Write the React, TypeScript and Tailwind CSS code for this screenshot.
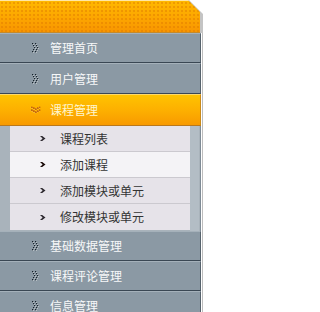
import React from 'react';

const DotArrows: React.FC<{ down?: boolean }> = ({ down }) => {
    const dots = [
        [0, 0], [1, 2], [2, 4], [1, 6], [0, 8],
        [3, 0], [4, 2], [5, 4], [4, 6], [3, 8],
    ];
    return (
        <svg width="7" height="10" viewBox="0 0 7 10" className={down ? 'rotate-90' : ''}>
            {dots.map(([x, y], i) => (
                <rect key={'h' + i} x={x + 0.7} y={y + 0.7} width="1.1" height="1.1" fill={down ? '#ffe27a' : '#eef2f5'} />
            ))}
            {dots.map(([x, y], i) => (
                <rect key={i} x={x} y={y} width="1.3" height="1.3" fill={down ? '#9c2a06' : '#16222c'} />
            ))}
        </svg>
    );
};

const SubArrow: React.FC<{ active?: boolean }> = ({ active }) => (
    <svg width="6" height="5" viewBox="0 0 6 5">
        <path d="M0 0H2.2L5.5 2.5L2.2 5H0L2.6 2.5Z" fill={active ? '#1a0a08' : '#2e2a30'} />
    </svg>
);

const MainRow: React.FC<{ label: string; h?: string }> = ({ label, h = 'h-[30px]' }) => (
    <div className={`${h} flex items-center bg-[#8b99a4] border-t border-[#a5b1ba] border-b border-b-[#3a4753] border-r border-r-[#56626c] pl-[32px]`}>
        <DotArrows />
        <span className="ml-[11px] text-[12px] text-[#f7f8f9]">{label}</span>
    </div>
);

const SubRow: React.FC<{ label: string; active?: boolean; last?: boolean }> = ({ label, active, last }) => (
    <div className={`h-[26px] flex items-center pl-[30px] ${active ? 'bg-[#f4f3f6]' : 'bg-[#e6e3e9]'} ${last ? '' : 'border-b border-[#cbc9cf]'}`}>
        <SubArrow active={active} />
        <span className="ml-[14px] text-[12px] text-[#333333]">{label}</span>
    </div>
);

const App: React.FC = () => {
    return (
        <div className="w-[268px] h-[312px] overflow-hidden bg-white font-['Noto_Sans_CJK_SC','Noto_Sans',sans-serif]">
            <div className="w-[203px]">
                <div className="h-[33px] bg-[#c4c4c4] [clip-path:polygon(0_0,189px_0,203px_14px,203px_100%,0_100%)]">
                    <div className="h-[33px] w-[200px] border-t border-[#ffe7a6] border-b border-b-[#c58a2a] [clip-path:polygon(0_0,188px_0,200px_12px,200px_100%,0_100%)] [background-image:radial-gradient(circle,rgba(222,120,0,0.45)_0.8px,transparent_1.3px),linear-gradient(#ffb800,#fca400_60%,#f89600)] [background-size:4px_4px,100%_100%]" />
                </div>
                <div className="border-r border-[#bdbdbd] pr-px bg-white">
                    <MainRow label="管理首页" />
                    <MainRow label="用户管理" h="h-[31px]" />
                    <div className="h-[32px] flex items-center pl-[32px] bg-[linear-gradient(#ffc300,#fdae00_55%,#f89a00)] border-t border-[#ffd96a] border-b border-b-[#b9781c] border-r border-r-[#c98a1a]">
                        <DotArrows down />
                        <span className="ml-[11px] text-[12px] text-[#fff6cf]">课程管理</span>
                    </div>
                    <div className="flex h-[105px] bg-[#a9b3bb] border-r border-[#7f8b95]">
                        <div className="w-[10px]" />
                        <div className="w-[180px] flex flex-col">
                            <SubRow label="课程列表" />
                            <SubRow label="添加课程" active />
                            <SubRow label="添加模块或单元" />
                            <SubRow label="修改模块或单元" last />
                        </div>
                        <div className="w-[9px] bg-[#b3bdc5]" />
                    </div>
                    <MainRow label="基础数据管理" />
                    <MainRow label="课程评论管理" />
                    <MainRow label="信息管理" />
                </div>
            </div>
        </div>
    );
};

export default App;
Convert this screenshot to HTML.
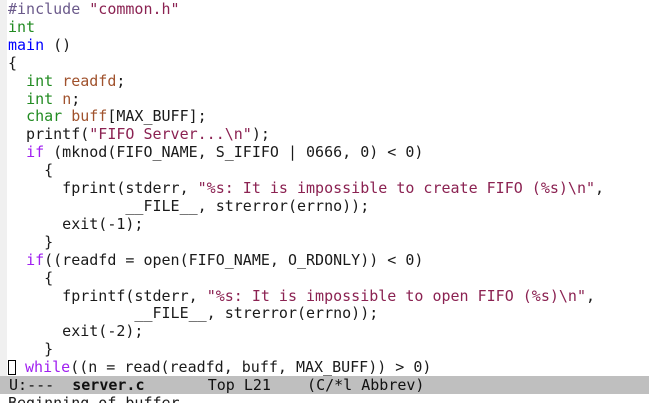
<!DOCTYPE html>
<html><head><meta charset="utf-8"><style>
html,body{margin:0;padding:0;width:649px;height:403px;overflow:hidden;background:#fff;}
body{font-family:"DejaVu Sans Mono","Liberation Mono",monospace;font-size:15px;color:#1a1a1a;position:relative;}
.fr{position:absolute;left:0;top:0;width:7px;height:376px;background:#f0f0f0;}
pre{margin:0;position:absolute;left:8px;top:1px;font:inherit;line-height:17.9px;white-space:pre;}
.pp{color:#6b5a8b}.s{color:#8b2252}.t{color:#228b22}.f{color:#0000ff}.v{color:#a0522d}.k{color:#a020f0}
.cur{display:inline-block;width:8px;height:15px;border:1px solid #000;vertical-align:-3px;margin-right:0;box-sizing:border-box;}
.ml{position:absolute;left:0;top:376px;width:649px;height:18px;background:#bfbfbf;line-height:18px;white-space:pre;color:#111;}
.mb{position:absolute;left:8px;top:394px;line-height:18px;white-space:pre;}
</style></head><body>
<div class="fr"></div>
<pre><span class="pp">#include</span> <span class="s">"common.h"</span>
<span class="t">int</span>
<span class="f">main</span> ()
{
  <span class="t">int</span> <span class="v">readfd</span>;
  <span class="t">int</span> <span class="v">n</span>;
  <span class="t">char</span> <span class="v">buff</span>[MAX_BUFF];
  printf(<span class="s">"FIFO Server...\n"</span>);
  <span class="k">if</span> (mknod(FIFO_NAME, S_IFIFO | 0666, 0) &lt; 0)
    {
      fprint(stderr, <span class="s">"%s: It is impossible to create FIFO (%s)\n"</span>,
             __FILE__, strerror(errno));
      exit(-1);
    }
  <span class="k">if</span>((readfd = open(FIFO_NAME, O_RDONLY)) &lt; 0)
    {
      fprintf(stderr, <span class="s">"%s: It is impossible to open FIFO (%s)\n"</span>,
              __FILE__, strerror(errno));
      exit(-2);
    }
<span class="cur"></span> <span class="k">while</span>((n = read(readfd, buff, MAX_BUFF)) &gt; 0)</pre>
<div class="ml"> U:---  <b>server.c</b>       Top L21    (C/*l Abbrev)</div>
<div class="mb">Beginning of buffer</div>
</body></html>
----------
■ To do:
Transcribe all of the records above character for character. Exclude the pictures.

■ Exercise answer:
Write the React, TypeScript and Tailwind CSS code for this screenshot.
import React from 'react';

const DotArrows: React.FC<{ down?: boolean }> = ({ down }) => {
    const dots = [
        [0, 0], [1, 2], [2, 4], [1, 6], [0, 8],
        [3, 0], [4, 2], [5, 4], [4, 6], [3, 8],
    ];
    return (
        <svg width="7" height="10" viewBox="0 0 7 10" className={down ? 'rotate-90' : ''}>
            {dots.map(([x, y], i) => (
                <rect key={'h' + i} x={x + 0.7} y={y + 0.7} width="1.1" height="1.1" fill={down ? '#ffe27a' : '#eef2f5'} />
            ))}
            {dots.map(([x, y], i) => (
                <rect key={i} x={x} y={y} width="1.3" height="1.3" fill={down ? '#9c2a06' : '#16222c'} />
            ))}
        </svg>
    );
};

const SubArrow: React.FC<{ active?: boolean }> = ({ active }) => (
    <svg width="6" height="5" viewBox="0 0 6 5">
        <path d="M0 0H2.2L5.5 2.5L2.2 5H0L2.6 2.5Z" fill={active ? '#1a0a08' : '#2e2a30'} />
    </svg>
);

const MainRow: React.FC<{ label: string; h?: string }> = ({ label, h = 'h-[30px]' }) => (
    <div className={`${h} flex items-center bg-[#8b99a4] border-t border-[#a5b1ba] border-b border-b-[#3a4753] border-r border-r-[#56626c] pl-[32px]`}>
        <DotArrows />
        <span className="ml-[11px] text-[12px] text-[#f7f8f9]">{label}</span>
    </div>
);

const SubRow: React.FC<{ label: string; active?: boolean; last?: boolean }> = ({ label, active, last }) => (
    <div className={`h-[26px] flex items-center pl-[30px] ${active ? 'bg-[#f4f3f6]' : 'bg-[#e6e3e9]'} ${last ? '' : 'border-b border-[#cbc9cf]'}`}>
        <SubArrow active={active} />
        <span className="ml-[14px] text-[12px] text-[#333333]">{label}</span>
    </div>
);

const App: React.FC = () => {
    return (
        <div className="w-[268px] h-[312px] overflow-hidden bg-white font-['Noto_Sans_CJK_SC','Noto_Sans',sans-serif]">
            <div className="w-[203px]">
                <div className="h-[33px] bg-[#c4c4c4] [clip-path:polygon(0_0,189px_0,203px_14px,203px_100%,0_100%)]">
                    <div className="h-[33px] w-[200px] border-t border-[#ffe7a6] border-b border-b-[#c58a2a] [clip-path:polygon(0_0,188px_0,200px_12px,200px_100%,0_100%)] [background-image:radial-gradient(circle,rgba(222,120,0,0.45)_0.8px,transparent_1.3px),linear-gradient(#ffb800,#fca400_60%,#f89600)] [background-size:4px_4px,100%_100%]" />
                </div>
                <div className="border-r border-[#bdbdbd] pr-px bg-white">
                    <MainRow label="管理首页" />
                    <MainRow label="用户管理" h="h-[31px]" />
                    <div className="h-[32px] flex items-center pl-[32px] bg-[linear-gradient(#ffc300,#fdae00_55%,#f89a00)] border-t border-[#ffd96a] border-b border-b-[#b9781c] border-r border-r-[#c98a1a]">
                        <DotArrows down />
                        <span className="ml-[11px] text-[12px] text-[#fff6cf]">课程管理</span>
                    </div>
                    <div className="flex h-[105px] bg-[#a9b3bb] border-r border-[#7f8b95]">
                        <div className="w-[10px]" />
                        <div className="w-[180px] flex flex-col">
                            <SubRow label="课程列表" />
                            <SubRow label="添加课程" active />
                            <SubRow label="添加模块或单元" />
                            <SubRow label="修改模块或单元" last />
                        </div>
                        <div className="w-[9px] bg-[#b3bdc5]" />
                    </div>
                    <MainRow label="基础数据管理" />
                    <MainRow label="课程评论管理" />
                    <MainRow label="信息管理" />
                </div>
            </div>
        </div>
    );
};

export default App;
Convert this screenshot to HTML.
<!DOCTYPE html>
<html><head><meta charset="utf-8"><style>
html,body{margin:0;padding:0;width:649px;height:403px;overflow:hidden;background:#fff;}
body{font-family:"DejaVu Sans Mono","Liberation Mono",monospace;font-size:15px;color:#1a1a1a;position:relative;}
.fr{position:absolute;left:0;top:0;width:7px;height:376px;background:#f0f0f0;}
pre{margin:0;position:absolute;left:8px;top:1px;font:inherit;line-height:17.9px;white-space:pre;}
.pp{color:#6b5a8b}.s{color:#8b2252}.t{color:#228b22}.f{color:#0000ff}.v{color:#a0522d}.k{color:#a020f0}
.cur{display:inline-block;width:8px;height:15px;border:1px solid #000;vertical-align:-3px;margin-right:0;box-sizing:border-box;}
.ml{position:absolute;left:0;top:376px;width:649px;height:18px;background:#bfbfbf;line-height:18px;white-space:pre;color:#111;}
.mb{position:absolute;left:8px;top:394px;line-height:18px;white-space:pre;}
</style></head><body>
<div class="fr"></div>
<pre><span class="pp">#include</span> <span class="s">"common.h"</span>
<span class="t">int</span>
<span class="f">main</span> ()
{
  <span class="t">int</span> <span class="v">readfd</span>;
  <span class="t">int</span> <span class="v">n</span>;
  <span class="t">char</span> <span class="v">buff</span>[MAX_BUFF];
  printf(<span class="s">"FIFO Server...\n"</span>);
  <span class="k">if</span> (mknod(FIFO_NAME, S_IFIFO | 0666, 0) &lt; 0)
    {
      fprint(stderr, <span class="s">"%s: It is impossible to create FIFO (%s)\n"</span>,
             __FILE__, strerror(errno));
      exit(-1);
    }
  <span class="k">if</span>((readfd = open(FIFO_NAME, O_RDONLY)) &lt; 0)
    {
      fprintf(stderr, <span class="s">"%s: It is impossible to open FIFO (%s)\n"</span>,
              __FILE__, strerror(errno));
      exit(-2);
    }
<span class="cur"></span> <span class="k">while</span>((n = read(readfd, buff, MAX_BUFF)) &gt; 0)</pre>
<div class="ml"> U:---  <b>server.c</b>       Top L21    (C/*l Abbrev)</div>
<div class="mb">Beginning of buffer</div>
</body></html>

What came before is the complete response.